The rationales for these decisions were tripartite: the limitation on the powers of Congress rule serves as "one of the structural safeguards of liberty ... promotes political accountability ... and prevents Congress from shifting the cost of regulation to the States."

These two precedents doomed the scheme of PASPA. Congress, rather than simply passing a law that prohibited or regulated sports gambling, which it had the clear power to do, chose to act upon the states. PASPA prohibits the states from sponsoring, operating, promoting, licensing or authorizing by law any gambling scheme. Or allowing any person to do so.

The legislation directed the states what not to do, and the Supreme Court, by a 7-2 vote read this as an interference with the sovereignty guaranteed by the Tenth Amendment.

Justice Samuel Alito, writing for the court, was emphatic: "It is as if federal officers were installed in state legislative chambers and were armed with the authority to stop legislators from voting on any offending proposals. A more direct affront to state sovereignty is difficult to imagine."

After this constitutional history, what has the Supreme Court's holding to do with sports gambling? The ruling takes no account of the effects of gambling on college and professional sports, the risks of corruption, the social benefits or costs of wagering, and does not consider the many economic interests impacted by the sea change which is certain to ensue.

The question decided by the court is one of federalism and separation of powers between the states and the federal government. The Constitution set down the rules governing these principles in another millennium, with the effect that they have become the basis of decision for all time...at least so far.

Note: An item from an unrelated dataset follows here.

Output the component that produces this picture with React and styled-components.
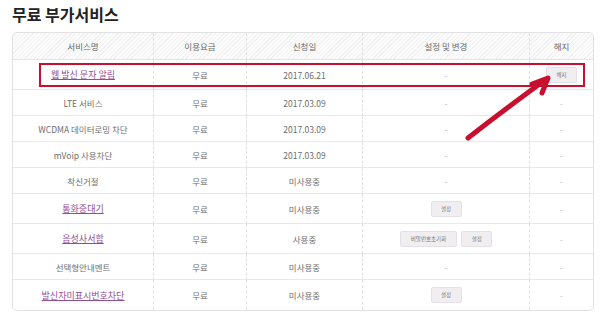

The Federalist Papers, written in support of ratification of the Constitution, said that under the Constitution the states retained "a residuary and inviolable sovereignty." (No. 39) Madison, the author of those words, never gave nor received points on a football wager. But his words and concepts will no doubt result in generating a veritable tsunami of opportunities for the public to try its prognosticating skills against professional oddsmakers.